Eu vi, eu vi no sábado passado, 7 de novembro de 2009. Sabe esses programas de televisão que passam no final de semana e em que a família sorteada ganha casa nova, prêmios incríveis, passa por uma transformação notável? Pois estava lá uma humilde família mineira. A mãe, pedreira, e os cinco filhos. Além de um tio dos meninos.

Resumo do diálogo:

— Vocês ganharam uma casa nova toda mobiliada!

Reação da família: — "Êêê (baixinho).

— Vocês ganharam um carro e duas motos!

Reação da família: — Êêê (baixinho).

— Vocês ganharam uma conta corrente com trinta mil reais.

Reação da família: — Êêê (baixinho).

— Vocês ganharam uma viagem para conhecer o mar!

Reação da família: pulos, gritos, explosão de lágrimas dramáticas e muitos abraços!
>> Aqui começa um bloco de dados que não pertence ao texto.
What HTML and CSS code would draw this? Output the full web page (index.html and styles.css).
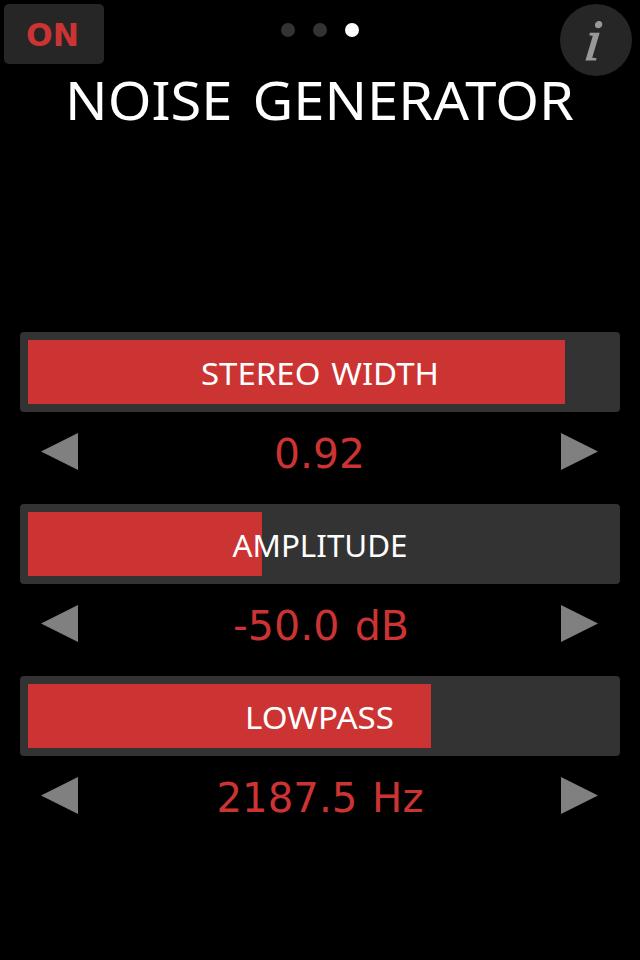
FILE: index.html
```html
<!DOCTYPE html>
<html lang="en">
<head>
    <meta charset="UTF-8">
    <meta name="viewport" content="width=device-width, initial-scale=1.0">
    <title>Noise Generator</title>
    <link rel="stylesheet" href="styles.css">
</head>
<body>

    <header>
        <button class="power">
            <svg width="100" height="60"><text x="22" y="42" textLength="53" lengthAdjust="spacingAndGlyphs">ON</text></svg>
        </button>
        <div class="pages">
            <span class="dot"></span>
            <span class="dot"></span>
            <span class="dot active"></span>
        </div>
        <button class="info" aria-label="Info">
            <svg width="72" height="72"><text transform="translate(23 56) skewX(-7)">i</text></svg>
        </button>
    </header>

    <main>
        <h1>
            <svg width="640" height="90"><text x="65" y="56" textLength="509" lengthAdjust="spacingAndGlyphs">NOISE GENERATOR</text></svg>
        </h1>

        <section class="control">
            <div class="slider">
                <div class="fill" style="width: 537px"></div>
                <svg class="label" width="600" height="80"><text x="181" y="52.500" textLength="238" lengthAdjust="spacingAndGlyphs">STEREO WIDTH</text></svg>
            </div>
            <div class="stepper">
                <svg class="arrow" width="37" height="38"><path d="M0 18.500L37 0V37Z"/></svg>
                <svg class="value" width="240" height="80"><text x="74" y="56" textLength="91" lengthAdjust="spacingAndGlyphs">0.92</text></svg>
                <svg class="arrow" width="37" height="38"><path d="M37 18.500L0 0V37Z"/></svg>
            </div>
        </section>

        <section class="control">
            <div class="slider">
                <div class="fill" style="width: 234px"></div>
                <svg class="label" width="600" height="80"><text x="212.500" y="52.500" textLength="175" lengthAdjust="spacingAndGlyphs">AMPLITUDE</text></svg>
            </div>
            <div class="stepper">
                <svg class="arrow" width="37" height="38"><path d="M0 18.500L37 0V37Z"/></svg>
                <svg class="value" width="240" height="80"><text x="33" y="56" textLength="176" lengthAdjust="spacingAndGlyphs">-50.0 dB</text></svg>
                <svg class="arrow" width="37" height="38"><path d="M37 18.500L0 0V37Z"/></svg>
            </div>
        </section>

        <section class="control">
            <div class="slider">
                <div class="fill" style="width: 403px"></div>
                <svg class="label" width="600" height="80"><text x="225" y="52.500" textLength="149" lengthAdjust="spacingAndGlyphs">LOWPASS</text></svg>
            </div>
            <div class="stepper">
                <svg class="arrow" width="37" height="38"><path d="M0 18.500L37 0V37Z"/></svg>
                <svg class="value" width="240" height="80"><text x="16.500" y="56" textLength="207" lengthAdjust="spacingAndGlyphs">2187.5 Hz</text></svg>
                <svg class="arrow" width="37" height="38"><path d="M37 18.500L0 0V37Z"/></svg>
            </div>
        </section>
    </main>

</body>
</html>
```
FILE: styles.css
```css
body {
    font-family: "DejaVu Sans", Verdana, sans-serif;
    background-color: #000;
    color: #fff;
    width: 640px;
    height: 960px;
    margin: 0;
    overflow: hidden;
}

svg {
    display: block;
}

header {
    display: flex;
    align-items: flex-start;
    height: 64px;
    padding: 4px 8px 0 4px;
    box-sizing: border-box;
}

button {
    border: none;
    padding: 0;
    background-color: #262626;
    cursor: pointer;
}

.power {
    width: 100px;
    height: 60px;
    border-radius: 5px;
}

.power text {
    font: bold 32px "DejaVu Sans", Verdana, sans-serif;
    fill: #cc3333;
}

.pages {
    display: flex;
    gap: 18px;
    padding-top: 19px;
    margin-left: 177px;
}

.dot {
    width: 14px;
    height: 14px;
    border-radius: 50%;
    background-color: #333;
}

.dot.active {
    background-color: #fff;
}

.info {
    width: 72px;
    height: 72px;
    margin-left: auto;
    border-radius: 50%;
}

.info text {
    font: italic 58px "Liberation Serif", serif;
    fill: #999;
    stroke: #999;
    stroke-width: 1.2px;
}

h1 {
    height: 268px;
    margin: 0;
}

h1 text {
    font: 53.5px "Noto Sans", Verdana, sans-serif;
    word-spacing: 5px;
    fill: #fff;
}

.control {
    height: 172px;
    padding: 0 20px;
}

.slider {
    position: relative;
    height: 80px;
    padding: 8px;
    box-sizing: border-box;
    border-radius: 4px;
    background-color: #333;
}

.fill {
    height: 64px;
    background-color: #cc3333;
}

/* label lies over the fill */
.label {
    position: absolute;
    top: 0;
    left: 0;
}

.label text {
    font: 30.5px "Noto Sans", Verdana, sans-serif;
    word-spacing: 2px;
    fill: #fff;
}

.stepper {
    display: flex;
    justify-content: space-between;
    align-items: flex-start;
    padding: 0 22px 0 21px;
}

.arrow {
    margin-top: 21px;
    fill: #808080;
}

.value text {
    font-size: 40px;
    word-spacing: 2px;
    fill: #cc3333;
}
```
Juro que não é piada. Eu minto sim, mas só às vezes.

Comentários

Kika disse…
Felipe, você me fez rir.
E não é que meu marido, mineiríssimo de BH, troca tudo, tudo mesmo, por um final de semana na praia?
beijos!
Kika
Anônimo disse…
Dois obrigados. A Kika, pelo comentário gentil. E ao Eduardo, que editou o texto, tornando-o bem melhor do que era.

Valeu, gente!

Felipe Peixoto
Valeu, Felipe! Que bom que deixou eu meter a colher nesse seu mexidão mineiro. :)
Meu coração, mineiro que é, reconheceu rapidin essa saudade salgada da imensidão d'água (que alguns insensivelmente chamam de mar. rs)...

Adorei o texto.
Ana Campanha disse…
Gostei demais da conta do texto, sô! Ê marão!
Sam Green disse…
Tudo bem, mas sem querer contrariar a "maioria" dos mineiros, eu ainda prefiro cachoeiras, montanhas e o céu inteirinho para navegar. Acho que agora os capixabas terão ainda mais inveja de mim! kkkkkk.
Adoro suas crônicas.
Unknown disse…
Felipe, eu vi esse programa que vc mencionou e adivinha? Chorei no momento da chegada da criançada à praia. Eu me desmancho em excessos quando o assunto é o mar, mesmo. Mas ele gosta de mim também. Namoramos à distância! :)
Cláudia disse…
Felipe, esta emoção toda é por causa da realização de um sonho! Isto sim é que vale! O mar é o sonho de muitos mineiros, como você já comprovou. Como sempre sua perspicácia é ímpar! Parabéns!
Anônimo disse…
Que legal sua crônica, Felipe. 'Inda ontem comentava a respeito de quando eu, mineira, vi o mar pela primeira vez, aos 18 anos: mudez total enquanto descia a Serra de Caraguatatuba vendo aquele montão de água pela frente... Tudo a ver o que diz! Adorei. Parabéns de sua nova admiradora.
Beijos minieiros!
Maria
albir disse…
Parabéns, Felipe,
um primor a sua crônica.
Anônimo disse…
Obrigado, gente, de verdade, pela leitura e pelos comentários.

Olha só, eu também prefiro as cachoeiras, mas é segredo. Rs...

Felipe Peixoto
Bel disse…
Tb sou mineira q prefiro as cachoeiras. Mas eu sei q temos algo com o mar.
Acho q qdo o encontramos pensamos: ah, agora sim posso descansar.
Ai sentamos a beira da praia, com os pés na areia, claro, e pedimos um camarão.
Pq camarão na praia tem outro gosto ne.

Felipe, obrigada por mais essa delícia.